I think the later years had more cooling capacity than earlier (someone chime in), but if you are close to stock engine, get a close to stock replacement...
I debated "upgrading" my stock radiator with a champion one, but after reading of problems people had, I decided, I have a 91 stock radiator that is still working fine, no need to spend $$$ on it...
The stock radiator worked fine for the 350 horsepower 350s I built. I switched to a champion radiator and the first one developed a pinhole leak in a place that couldn't be welded. The second one is holding up fine so far.
I went with a Be Cool radiator and never looked back when I swapped in my 383.
This is what I did until I smashed it taking out my 355 to replace the oil pump. Ran for 8 years with no issues. Went back with a factory radiator when I re-installed and I've had no issues.
People are running hot 383's and 406's on factory radiators.
i went with one of the jegs universal fit alum rads. hard to beat for the price and have had no problems. the dont come with tranns cooler hook-up. but i was running a seperate cooler anyway.
Update
My second eBay aluminum radiator (they are all the same on the low end of) has begun to leak just like the first. They no longer have a lifetime warranty. If you are wanting a low priced aluminum radiator my advice is to just buy whatever is the cheapest and know you'll be replacing it in a few years. Otherwise stick with stock or save your money for one of the expensive name brands
Stock 2 row with the 383 and 406 in my old car. With 205 degree Buick Grand National fan switch and chip programmed to turn the other fan on at 195 degrees, never had an issue with heat in stop and go traffic during summer weather. Also used the biggest plate style transmission cooler I could find at the time for the 700R4.
How is the JEGS radiator that redkneckjoe posted about? Be great to get an update from him since he posted it back in 2016.... Anyone else running the JEGS?
How is the JEGS radiator that redkneckjoe posted about? Be great to get an update from him since he posted it back in 2016.... Anyone else running the JEGS?
Chinese import crap. Just like all the other Chinese rads like Mishimoto, Champion, etc. Hit and miss like all the rest. Quality control sucks, fit and finish sucks. You get, at most, what you pay for as usual.

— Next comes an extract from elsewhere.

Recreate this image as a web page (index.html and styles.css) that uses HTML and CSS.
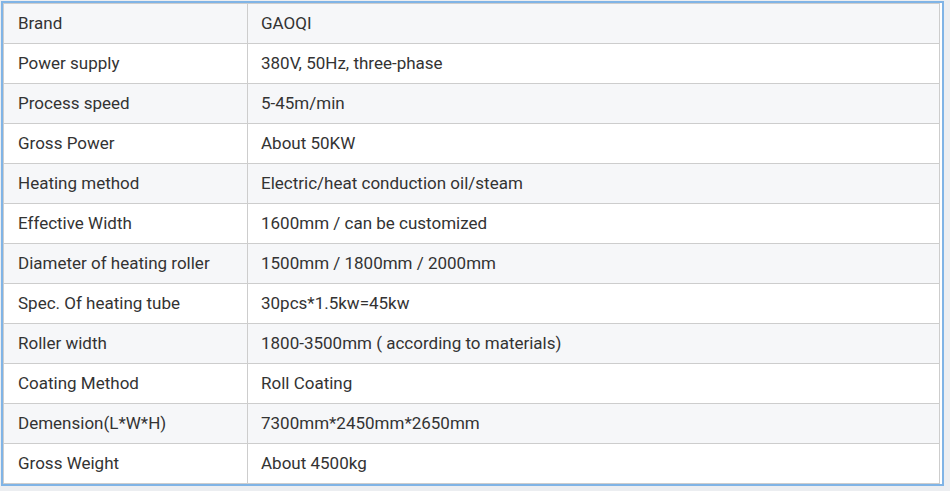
FILE: index.html
```html
<!DOCTYPE html>
<html lang="en">
<head>
<meta charset="utf-8">
<title>Specifications</title>
<link rel="stylesheet" href="styles.css">
</head>
<body>
<div class="frame">
  <table class="spec">
    <colgroup><col class="c1"><col class="c2"></colgroup>
    <tbody>
      <tr><td>Brand</td><td>GAOQI</td></tr>
      <tr><td>Power supply</td><td>380V, 50Hz, three-phase</td></tr>
      <tr><td>Process speed</td><td>5-45m/min</td></tr>
      <tr><td>Gross Power</td><td>About 50KW</td></tr>
      <tr><td>Heating method</td><td>Electric/heat conduction oil/steam</td></tr>
      <tr><td>Effective Width</td><td>1600mm / can be customized</td></tr>
      <tr><td>Diameter of heating roller</td><td>1500mm / 1800mm / 2000mm</td></tr>
      <tr><td>Spec. Of heating tube</td><td>30pcs*1.5kw=45kw</td></tr>
      <tr><td>Roller width</td><td>1800-3500mm ( according to materials)</td></tr>
      <tr><td>Coating Method</td><td>Roll Coating</td></tr>
      <tr><td>Demension(L*W*H)</td><td>7300mm*2450mm*2650mm</td></tr>
      <tr><td>Gross Weight</td><td>About 4500kg</td></tr>
    </tbody>
  </table>
</div>
</body>
</html>
```
FILE: styles.css
```css
html, body {
  margin: 0;
  padding: 0;
  background: #eceef1;
}
body {
  padding: 1px 0 0 1px;
  font-family: Roboto, "Liberation Sans", sans-serif;
}
.frame {
  border: 2px solid #80b4e6;
  background: #fff;
  padding: 0 3px 0 0;
  box-sizing: border-box;
  width: 943px;
}
.spec {
  border-collapse: collapse;
  width: 936px;
  table-layout: fixed;
}
.c1 { width: 244px; }
.c2 { width: 692px; }
.spec td {
  border: 1px solid #cdcdcd;
  height: 40px;
  padding: 0 14px 2px 14px;
  font-size: 17px;
  color: #333;
  vertical-align: middle;
  box-sizing: border-box;
}
.spec td + td {
  padding-left: 13px;
}
.spec tr:nth-child(odd) td {
  background: #f6f7f9;
}
.spec tr:nth-child(even) td {
  background: #fff;
}
```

Chinese import crap. Just like all the other Chinese rads like Mishimoto, Champion, etc. Hit and miss like all the rest. Quality control sucks, fit and finish sucks. You get, at most, what you pay for as usual.
GD
Very true and that's been my exact experience in radiators. However, when I can still buy at least 3 if not 5 Chinese look-a-likes for the cost of one brand name radiator and it only takes but ten mins to change a radiator with but a screwdriver and 10mm socket, I'll stick with the Chinese.
Both good points. Still seems like Champion is the most budge friendly option outside of stock replacement. For the price of the "high quality" units, it seems well worth the gamble on china..
The quality remains long after the price is forgotten. Also - how will you feel when you find you have built up the economy of quite possibly the enemy nation of the next world war? China can take their garbage and cram it straight up their *** sideways as far as I'm concerned. Virtually none of the high performance parts we use at my shop are sourced from China.
I put a frostbite 2 row radiator in my trans am last year, so far so good. seems like a quality piece, Fit pretty well but did require some finagling of the rubber mounts
Also - how will you feel when you find you have built up the economy of quite possibly the enemy nation of the next world war?
GD
China depends on our debt payments to prop up their middle class. Chinas economy also depends on our country to buy their goods. Take away either of those and they're in big trouble. Short of us attacking them first there is no way they would go to war against us.
Very true and that's been my exact experience in radiators. However, when I can still buy at least 3 if not 5 Chinese look-a-likes for the cost of one brand name radiator and it only takes but ten mins to change a radiator with but a screwdriver and 10mm socket, I'll stick with the Chinese.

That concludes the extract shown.